Permanent slip: lines, EXCEPT MIDSHIPS, are left on the dock. Before entering marina I rig my midships line outside the lifelines and to the stern. I have it marked in two places, the first for the piling I want to drop it over, the second for the cleat in case I miss the piling. I enter the slip at whatever speed I need dependent on the weather. Hopefully slow, but sometimes hot when a hard crosswind. As I pass the boats center point in my own slip I go to reverse slow to slow, not stop, the boat. I drop the line over the piling and use it to slow the boat while shifting back to neutral. As the boat slows I put the boat back into slow forward, snub the line at the proper mark, the boat pulls to the dock and the slow forward keeps her there while I step off the STOPPED boat and secure first the bow lines because my mark stops me a foot from the end of the slip and they are easy to secure. I then take the boat out of gear , pull her ( or reverse her in a stiff stern breeze) to the dock with the cleated midships line and set the stern line. After that it depends on your slip.

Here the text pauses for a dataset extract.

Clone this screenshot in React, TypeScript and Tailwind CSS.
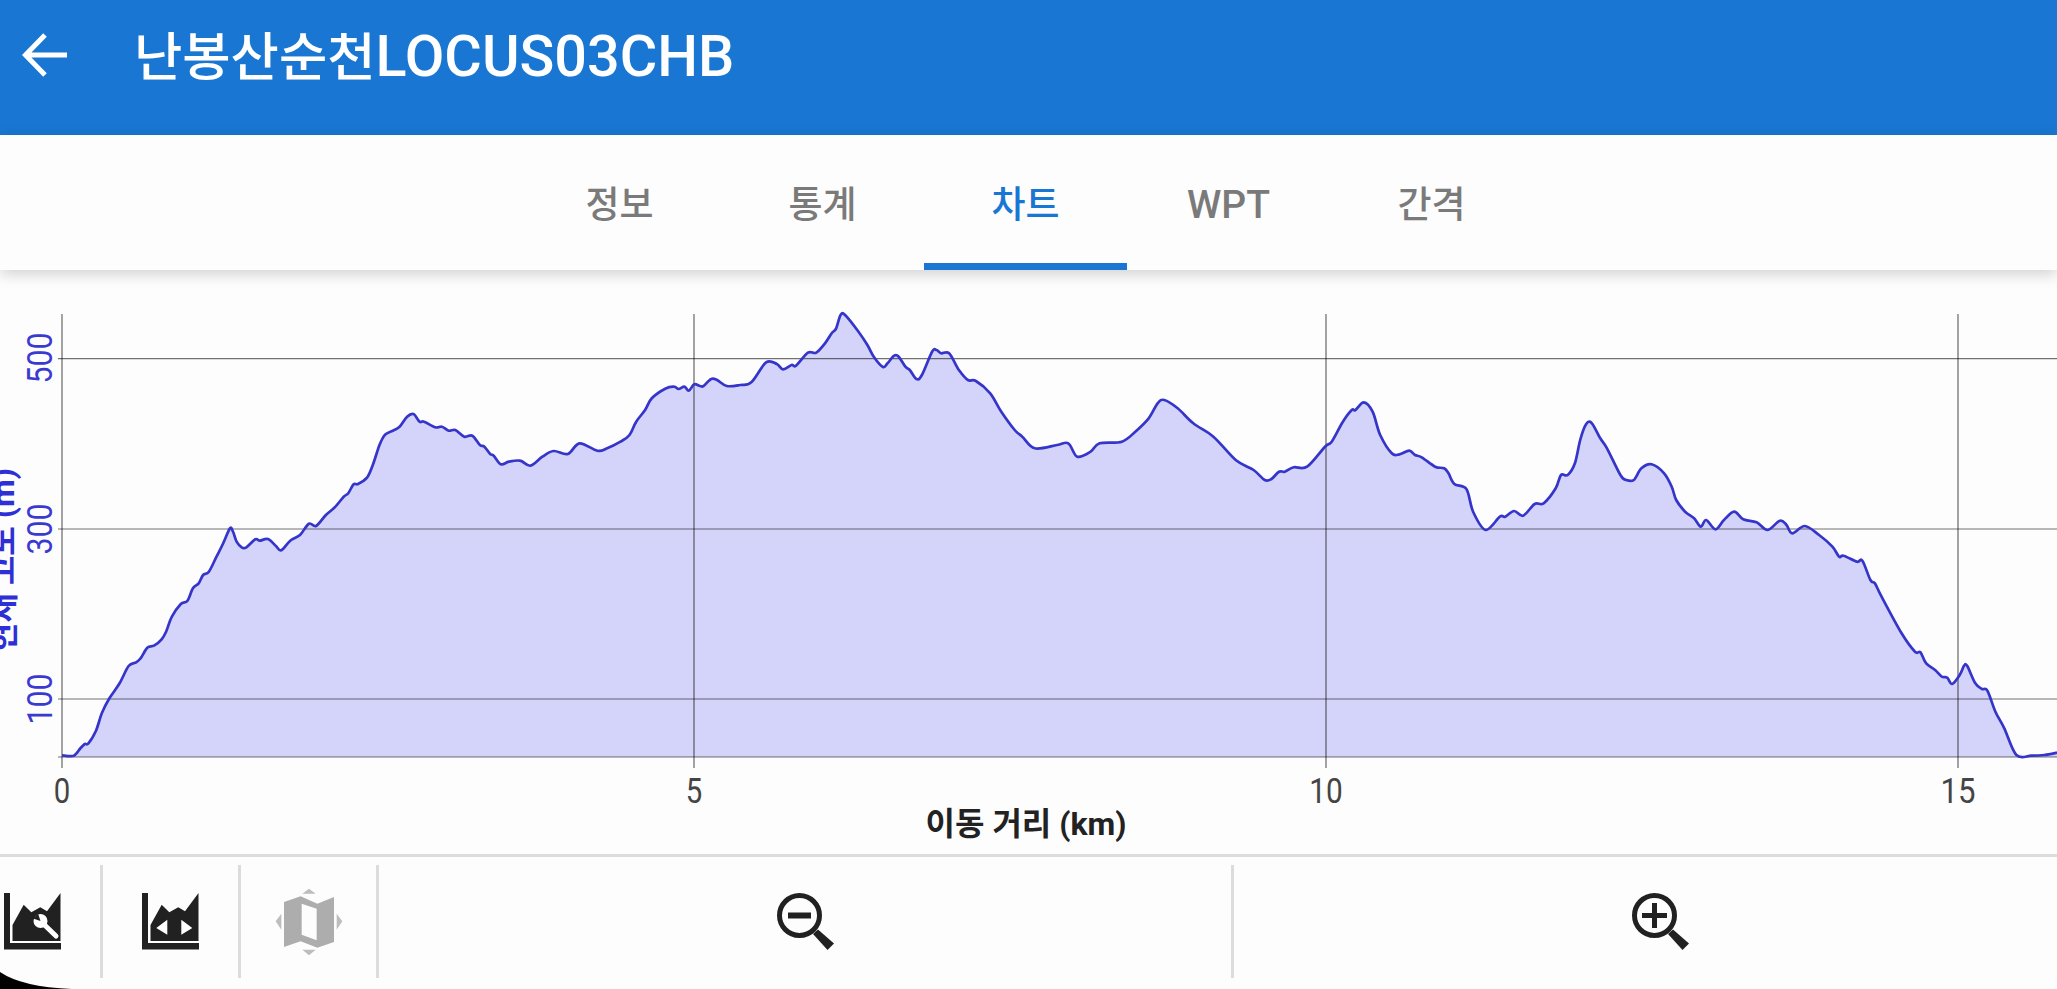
import { useMemo } from 'react'

// elevation trace, sampled in three overlapping strips of the chart
const stripA = [139,1366,165,1367,180,1345,190,1332,198,1330,215,1292,228,1240,245,1195,268,1150,288,1098,305,1087,315,1075,330,1043,345,1037,362,1018,372,995,385,950,405,912,420,902,432,865,445,850,455,825,468,815,485,770,500,730,515,685,522,695,530,725,542,743,552,742,572,718,582,722,600,717,618,738,630,751,650,722,672,705,692,671,708,678,730,645,750,622,770,590,780,580,792,553,802,552,822,533,835,495,850,435,862,405,875,395,895,380,912,350,926,342,940,365,950,365,975,382,990,380,1005,392,1020,390,1040,410,1058,407,1075,435,1085,440,1098,462,1106,467,1122,493,1140,485,1165,482,1188,497,1215,470,1240,453,1272,462,1298,430,1338,452,1360,445,1390,425,1410,405,1425,365,1445,330,1460,295,1490,266,1510,260,1520,267,1533,260,1543,272,1555,253,1568,258]
const stripB = [8,258,25,237,38,240,60,258,90,255,115,247,148,187,172,192,186,208,205,195,215,197,242,158,260,158,280,130,295,100,305,85,315,45,325,45,355,95,375,135,390,172,410,201,420,190,435,167,445,170,460,200,470,210,485,237,497,225,520,155,530,150,540,160,558,160,580,210,600,240,618,243,650,280,675,335,705,390,722,410,750,445,800,435,825,430,845,470,875,455,895,430,945,425,975,395,1005,355,1025,310,1040,300,1070,325,1105,370,1150,410,1200,480,1240,510,1265,540,1280,537,1297,515,1310,515,1330,502,1360,500,1400,440,1415,425,1440,365,1460,330,1468,330,1487,307]
const stripC = [35,335,52,405,78,460,95,463,117,452,130,465,145,472,175,500,195,505,205,520,218,552,245,567,260,635,288,690,320,650,332,650,352,633,372,647,398,612,418,610,445,565,457,525,472,525,488,490,500,420,512,375,525,368,545,415,560,445,590,525,603,540,620,540,637,505,660,493,688,520,705,560,715,600,735,635,755,655,770,680,782,660,803,688,822,660,845,635,865,658,895,667,920,690,947,662,962,675,975,700,1003,678,1035,705,1065,740,1080,770,1090,767,1120,785,1132,782,1150,840,1160,850,1175,890,1220,1000,1250,1055,1262,1057,1275,1090,1295,1110,1310,1130,1322,1133,1333,1152,1350,1125,1360,1097,1367,1098,1385,1150,1400,1167,1412,1172,1430,1235,1450,1285,1477,1365,1510,1367,1540,1365,1568,1358]

type Pt = [number, number]

function toPoints(strip: number[], offset: number) {
    const out: Pt[] = []
    for (let i = 0; i < strip.length; i += 2) {
        out.push([offset + strip[i] / 2.24, 300 + strip[i + 1] / 3])
    }
    return out
}

// catmull-rom through the samples so the line doesn't look like straight segments
function smoothPath(pts: Pt[]) {
    let d = `M${pts[0][0].toFixed(1)} ${pts[0][1].toFixed(1)}`
    for (let i = 0; i < pts.length - 1; i++) {
        const p0 = pts[Math.max(i - 1, 0)]
        const p1 = pts[i]
        const p2 = pts[i + 1]
        const p3 = pts[Math.min(i + 2, pts.length - 1)]
        const c1x = p1[0] + (p2[0] - p0[0]) / 6
        const c1y = p1[1] + (p2[1] - p0[1]) / 6
        const c2x = p2[0] - (p3[0] - p1[0]) / 6
        const c2y = p2[1] - (p3[1] - p1[1]) / 6
        d += `C${c1x.toFixed(1)} ${c1y.toFixed(1)} ${c2x.toFixed(1)} ${c2y.toFixed(1)} ${p2[0].toFixed(1)} ${p2[1].toFixed(1)}`
    }
    return d
}

const gridY = [358.7, 529, 699, 757]
const gridX = [62, 694, 1326, 1958]

const yLabels: [string, number][] = [['500', 358], ['300', 529], ['100', 699]]
const xLabels: [string, number, number][] = [['0', 62, 16.5], ['5', 694, 16.5], ['10', 1326, 33.5], ['15', 1958, 35]]

function ElevationChart() {
    const line = useMemo(
        () => smoothPath([...toPoints(stripA, 0), ...toPoints(stripB, 700), ...toPoints(stripC, 1357)]),
        []
    )
    return (
        <svg viewBox="0 270 2057 584" className="block w-full h-full" style={{ fontFamily: 'Roboto, "Noto Sans CJK KR", sans-serif' }}>
            <path d={`${line}L2057 757L62 757Z`} fill="#d4d4fb" />
            {gridY.map((y) => (
                <line key={y} x1="58" x2="2057" y1={y} y2={y} stroke="#000" strokeOpacity="0.55" strokeWidth="1.2" />
            ))}
            {gridX.map((x) => (
                <line key={x} x1={x} x2={x} y1="314" y2="768" stroke="#000" strokeOpacity="0.6" strokeWidth="1.2" />
            ))}
            <path d={line} fill="none" stroke="#3535c9" strokeWidth="2.7" strokeLinejoin="round" />

            {yLabels.map(([t, y]) => (
                <text key={t} transform={`translate(52 ${y}) rotate(-90)`} textAnchor="middle" fontSize="35" textLength="51" lengthAdjust="spacingAndGlyphs" fill="#3a3ad0" fontWeight="400">{t}</text>
            ))}
            <text transform="translate(14 560) rotate(-90)" textAnchor="middle" fontSize="32" fontWeight="700" fill="#2f2fd6">현재 고도 (m)</text>

            {xLabels.map(([t, x, w]) => (
                <text key={t} x={x} y="803" textAnchor="middle" fontSize="35" textLength={w} lengthAdjust="spacingAndGlyphs" fill="#444" fontWeight="400">{t}</text>
            ))}
            <text x="1026" y="835" textAnchor="middle" fontSize="32" fontWeight="700" fill="#222">이동 거리 (km)</text>
        </svg>
    )
}

function ChartBase({ children }: { children?: React.ReactNode }) {
    return (
        <svg width="57" height="57" viewBox="0 0 57 57">
            <path d="M0 0h6v50h51v6.500H0z" fill="#212121" />
            <path d="M8.500 48V32L19.700 11.700 27.300 19.300 36.300 14.300 43 18.300 56.500 0V48z" fill="#212121" />
            {children}
        </svg>
    )
}

function MapMoveIcon() {
    return (
        <svg width="70" height="70" viewBox="820 140 210 210">
            <path fill="#adadad" fillRule="evenodd" d="M850 185 900 168 950 190 1000 170V305L950 322 900 303 850 320zM903 190V283L948 300V205z" />
            <path fill="#bdbdbd" d="M925 145 905 160H945zM925 345 905 328H945zM825 243 842 220V268zM1025 243 1008 220V268z" />
        </svg>
    )
}

function ZoomIcon({ plus }: { plus?: boolean }) {
    return (
        <svg width="57" height="57" viewBox="0 0 57 57" fill="#212121">
            <circle cx="22.500" cy="22.500" r="20" fill="none" stroke="#212121" strokeWidth="5" />
            <path d="M36 41 41 36.500 57 50.500 50.500 57z" />
            {plus ? <path d="M20 10h5v10h10v5H25v10h-5V25H10v-5h10z" /> : <path d="M11 19.500h23v6H11z" />}
        </svg>
    )
}

function Divider() {
    return <div className="w-[3px] self-start mt-[8px] h-[113px] bg-[#dcdcdc] shrink-0" />
}

function Cell({ children, grow }: { children: React.ReactNode; grow?: boolean }) {
    return <div className={grow ? 'flex-1 flex items-center justify-center pb-[3px]' : 'w-[135px] shrink-0 flex items-center justify-center pb-[3px]'}>{children}</div>
}

const tabs = ['정보', '통계', '차트', 'WPT', '간격']

export default function App() {
    return (
        <div className="relative flex flex-col h-screen overflow-hidden bg-[#fdfdfd]" style={{ fontFamily: 'Roboto, "Noto Sans CJK KR", sans-serif' }}>
            <header className="h-[135px] shrink-0 bg-[#1976d2] flex items-start pt-[33px] pl-[22px] text-white">
                <svg width="46" height="44" viewBox="0 0 46 44" fill="none" stroke="#fff" strokeWidth="5">
                    <path d="M45 22H4M23 2 3.500 22 23 42" />
                </svg>
                <h1 className="ml-[66px] leading-[48px] font-medium whitespace-nowrap">
                    <span className="text-[52.500px]">난봉산순천</span>
                    <span className="text-[57.500px]">LOCUS03CHB</span>
                </h1>
            </header>

            <nav className="relative z-10 h-[135px] shrink-0 bg-[#fdfdfd] flex justify-center pr-[6px] shadow-[0_4px_14px_rgba(0,0,0,0.18)]">
                {tabs.map((t) => (
                    <div
                        key={t}
                        className={
                            t === '차트'
                                ? 'w-[203px] flex items-center justify-center pt-[13px] text-[37px] font-medium text-[#1976d2] border-b-[7px] border-[#1976d2]'
                                : t === 'WPT'
                                  ? 'w-[203px] flex items-center justify-center pt-[6px] text-[39px] font-medium text-[#7a7a7a]'
                                  : 'w-[203px] flex items-center justify-center pt-[6px] text-[37px] font-medium text-[#7a7a7a]'
                        }
                    >
                        {t}
                    </div>
                ))}
            </nav>

            <main className="h-[584px] shrink-0">
                <ElevationChart />
            </main>

            <div className="h-[3px] shrink-0 bg-[#dcdcdc]" />
            <div className="flex-1 flex -ml-[35px] -mr-[29px]">
                <Cell>
                    <ChartBase>
                        <circle cx="36.500" cy="28" r="7" fill="#fff" />
                        <path d="M39 30.500 52 43" stroke="#fff" strokeWidth="5" strokeLinecap="round" />
                        <path d="M36.500 28 29 25.500 34 20.500z" fill="#212121" />
                    </ChartBase>
                </Cell>
                <Divider />
                <Cell>
                    <ChartBase>
                        <path d="M14.300 35 25.300 26.700V41.700zM50.300 35 39.300 26.700V41.700z" fill="#fff" />
                    </ChartBase>
                </Cell>
                <Divider />
                <Cell>
                    <MapMoveIcon />
                </Cell>
                <Divider />
                <Cell grow>
                    <ZoomIcon />
                </Cell>
                <Divider />
                <Cell grow>
                    <ZoomIcon plus />
                </Cell>
            </div>

            {/* rounded screen corner */}
            <svg className="absolute left-0 bottom-0" width="72" height="17" viewBox="0 0 72 17">
                <path d="M0 0Q22 15 72 17H0z" fill="#000" />
            </svg>
        </div>
    )
}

I do have the advantage of a port dock and port prop walk, but use the same practice in transient slips whether port or starboard tie. However,I do request port tie slips when they are available because you have more room for error when you can use the reverse port prop walk that is slowing you to also pull you closer to the dock. In the case of the starboard tie I just have to use less reverse and come in a little closer.

I never put fenders down since ripping off a lifeline with one once. Also cut the fender in that incident and ruined it. Also, I never step off a moving boat and do not allow crew or guests to do so either. I cannot think of a situation where it should be allowed. A 27 foot 5000 pound boat, or a 40 foot 20,000 pound boat are not going to stop because of a 150 or 300 pound person wants them to. However, they can crush ankles, arms, fingers, necks, etc. easily.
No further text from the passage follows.